The new ground is that isotopic analysis established beyond doubt the source of tin used in the overwhelming majority of pre-2000 BC bronze, overcoming historians's skepticism about non-contemporaneous sources.


This is so interesting because one of my favorite books is Island in the Sea of Time by S. M. Stirling.

It's an alternative history sci-fi book where the author proposes that greeks are sending envoys to britain in 1250bc for trade.

To be precise, Iberian greek colonies are sending these envoys but they speak a common language being ancient greek.


If you visit the Heraklion archeological museum on Crete, they have an astonishingly good timeline of the development of the Minoans (how they are called nowadays). Starting from stone age, and how they entered the bronze age. They were very established by 1700 BC. They were selling olive oil and pottery (at least) and importing tin and copper far and wide. You can see the bronze saws that were used to build ships and create a naval power and ability to trade.

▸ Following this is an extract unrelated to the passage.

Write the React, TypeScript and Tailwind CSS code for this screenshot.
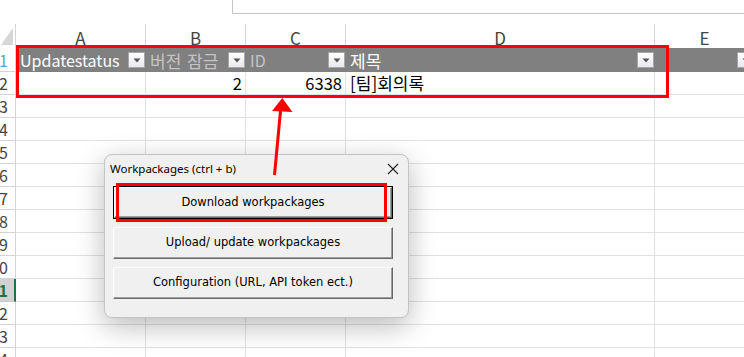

I can also recommend visiting Knossos and hiring a local guide. It is not crowded and not too hot off season.

https://en.wikipedia.org/wiki/Oxhide_ingot



How about the bronzes of Sanxingdui?


"according to the Daily Mail".

The tabloid.


[flagged]


What the place was called 3000 years ago is irrelevant; today it's called Israel, and that's where the archaeologists have digged it up. The article actually says "modern-day Israel" and "modern-day Britain" in places. (Because, of course, 3000 years ago what's now called Great Britain wasn't called that either...)


The name "Palestine" was given by the Romans. The area was known to it's inhabitants as Judea. During the iron age the kingdoms of Judea and Israel existed in the area. The name "Israel" first appears in the Merneptah Stele c. 1209 BCE: "Israel is laid waste and his seed is no more."


The name is older, it comes from the philistines, one of the people that emerged after the bronze age colapse.

https://en.wikipedia.org/wiki/Philistines


We got it all wrong. People migrated from the North Pole towards Africa not the other wy around.